The German-Jewish writer Stefanie Zweig, best known for her autobiographical novel "Nowhere in Africa," has died. She was 81.

https://p.dw.com/p/1BpDc
Stefanie Zweig gestorben s/w
Image: picture-alliance/dpa

On Sunday, the German news agency DPA quoted her nephew as saying the author had died Friday after a "short, serious illness."

Born in 1932 in Leobschütz, now part of Poland, Zweig fled the Nazi persecution of Jews with her family in 1938 to Kenya, where she attended a British school. Africa not only became the base for her upbringing, but also the basis for her fame, with the German edition of her autobiographical novel and best-known work having sold 7.5 million copies since it was published in 1995.

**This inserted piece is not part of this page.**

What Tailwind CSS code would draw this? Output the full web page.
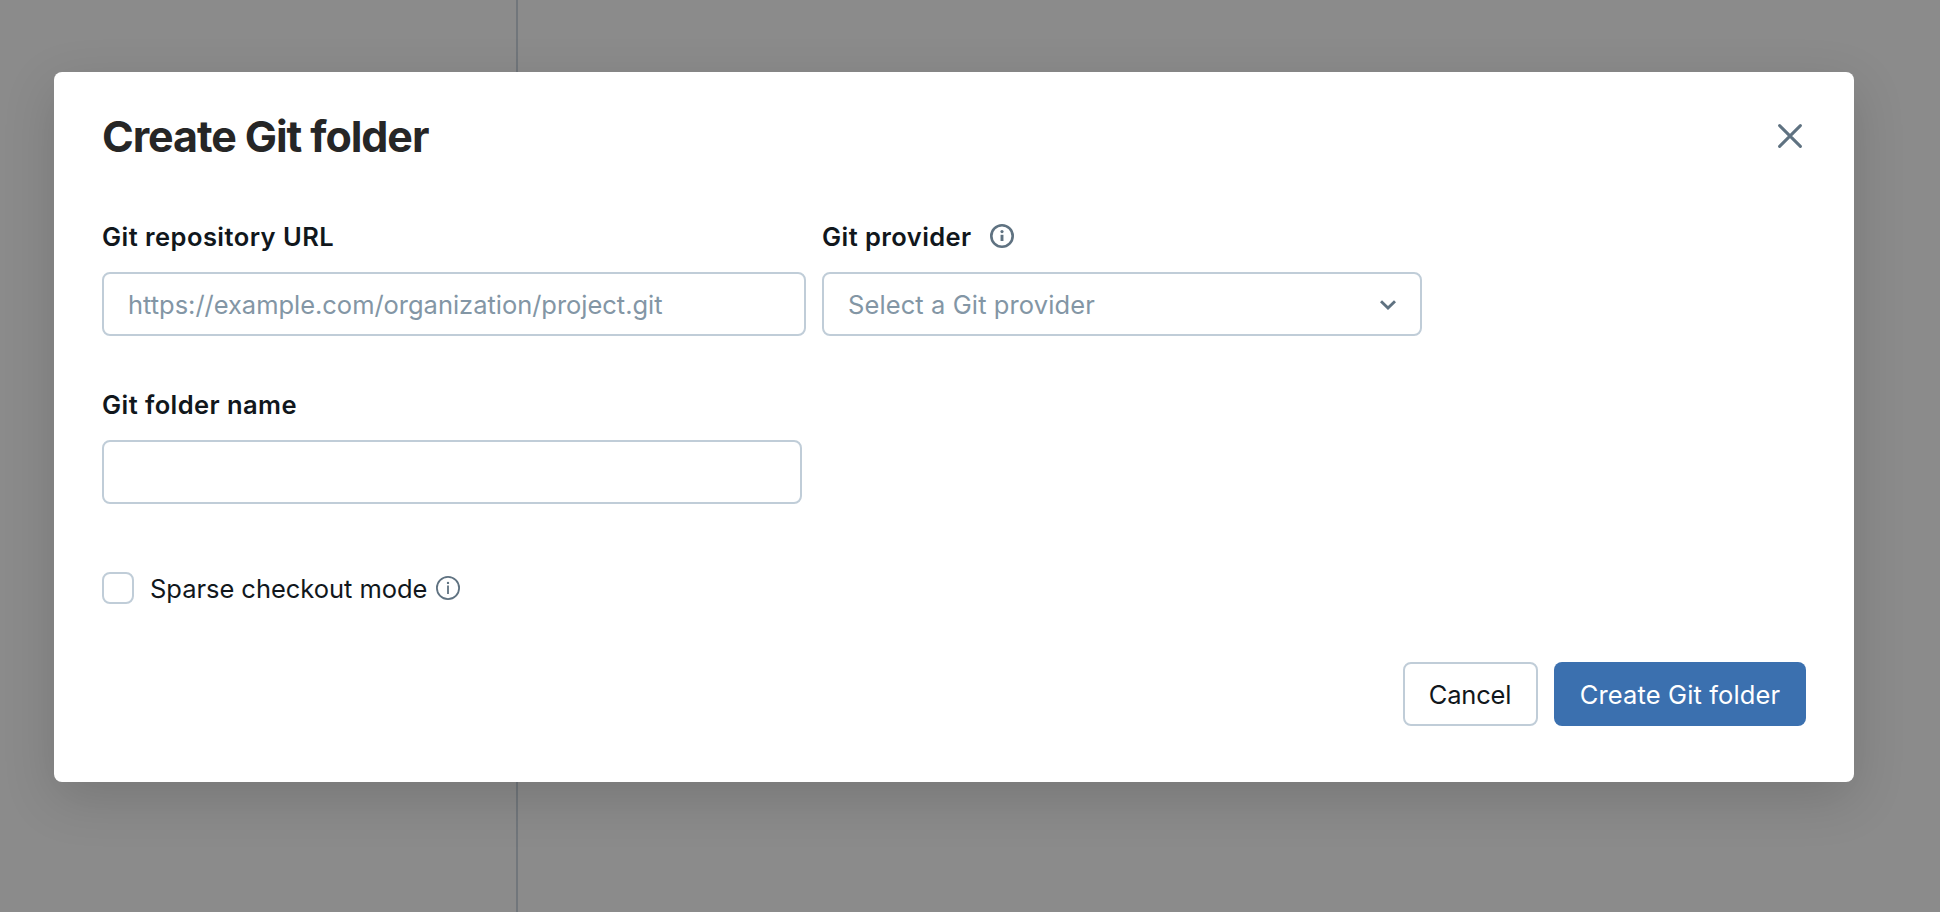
<!DOCTYPE html>
<html lang="en">
<head>
<meta charset="utf-8">
<title>Create Git folder</title>
<script src="https://cdn.jsdelivr.net/npm/@tailwindcss/browser@4"></script>
</head>
<body class="h-screen overflow-hidden bg-[#8b8b8b] font-['Inter',sans-serif] text-[25.5px] text-[#11171c]">
  <div class="relative h-screen">
    <!-- page behind the dialog: sidebar border -->
    <aside class="h-full w-[518px] border-r-2 border-[#71767b]"></aside>

    <div class="absolute inset-0 flex items-start pl-[54px] pt-[72px]">
      <section role="dialog" class="h-[710px] w-[1800px] rounded-lg bg-white px-12 pt-10 shadow-[0_16px_52px_rgba(0,0,0,0.15)]">
        <header class="flex h-12 items-center justify-between">
          <h1 class="text-[43px] leading-[48px] font-bold tracking-[-1.08px] text-[#262626]">Create Git folder</h1>
          <button class="mr-1 size-6 text-[#5f7281]" aria-label="Close">
            <svg viewBox="0 0 24 24" class="size-6" fill="none" stroke="currentColor" stroke-width="3" stroke-linecap="round"><path d="M1.6 1.6 22.4 22.4M22.4 1.6 1.6 22.4"/></svg>
          </button>
        </header>

        <div class="mt-[61px] flex gap-4">
          <div class="w-[704px]">
            <label class="block h-8 leading-8 font-semibold tracking-[0.45px]">Git repository URL</label>
            <input class="mt-[19px] block h-16 w-full rounded-lg border-2 border-[#c0cdd8] px-6 tracking-[-0.03px] placeholder:text-[#8396a5]" placeholder="https://example.com/organization/project.git">
          </div>
          <div class="w-[600px]">
            <div class="flex h-8 items-start gap-[18px]">
              <label class="leading-8 font-semibold tracking-[0.43px]">Git provider</label>
              <svg viewBox="0 0 24 24" class="mt-[3px] size-6 text-[#5f7281]" fill="none" stroke="currentColor"><circle cx="12" cy="12" r="10.7" stroke-width="2.6"/><path d="M12 10.8V17" stroke-width="2.9"/><circle cx="12" cy="7.6" r="1.6" fill="currentColor" stroke="none"/></svg>
            </div>
            <div class="mt-[19px] flex h-16 items-center justify-between rounded-lg border-2 border-[#c0cdd8] px-6 pt-0.5 text-[#8396a5]">
              <span class="tracking-[0.1px]">Select a Git provider</span>
              <svg viewBox="0 0 16 10" class="h-2.5 w-4 text-[#5f7281]" fill="none" stroke="currentColor" stroke-width="2.9"><path d="M1 1.2 8 8 15 1.2"/></svg>
            </div>
          </div>
        </div>

        <div class="mt-[53px] w-[700px]">
          <label class="block h-8 leading-8 font-semibold tracking-[0.43px]">Git folder name</label>
          <input class="mt-[19px] block h-16 w-full rounded-lg border-2 border-[#c0cdd8] px-6">
        </div>

        <div class="mt-[68px] flex h-8 items-center">
          <span class="size-8 rounded-lg border-2 border-[#c0cdd8]"></span>
          <span class="ml-4 pt-0.5 leading-8 tracking-[-0.04px]">Sparse checkout mode</span>
          <svg viewBox="0 0 24 24" class="ml-[9px] size-6 text-[#5f7281]" fill="none" stroke="currentColor"><circle cx="12" cy="12" r="11.1" stroke-width="1.8"/><path d="M12 9.5V18" stroke-width="1.8"/><circle cx="12" cy="6.9" r="1.2" fill="currentColor" stroke="none"/></svg>
        </div>

        <footer class="mt-[58px] flex justify-end gap-4">
          <button class="h-16 w-[135px] rounded-lg border-2 border-[#c0cdd8] pt-0.5 pr-px tracking-[-0.2px]">Cancel</button>
          <button class="h-16 w-[252px] rounded-lg bg-[#3b70af] pt-0.5 tracking-[0.13px] text-white">Create Git folder</button>
        </footer>
      </section>
    </div>
  </div>
</body>
</html>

"Germans' longing for Africa is tremendously large," Zweig would later say about her book's success.

Zweig returned to Germany as a teenager in 1947 and worked as a journalist for many years before she began writing novels. Of her more than two dozen books, her two autobiographical works of fiction, "Nowhere in Africa" and the follow-up "Somewhere in Germany," have been translated to English. She titled her memoir "Nirgendwo war Heimat" (Nowhere Was Home).

An adaptation of "Nowhere in Africa" won the 2003 Academy Award for best foreign language film. Though she appreciated the novel's success, Zweig did remind readers that there was more to her output - she even wrote children's books.

"It makes me a little sad when people reduce me to Africa," Zweig once said.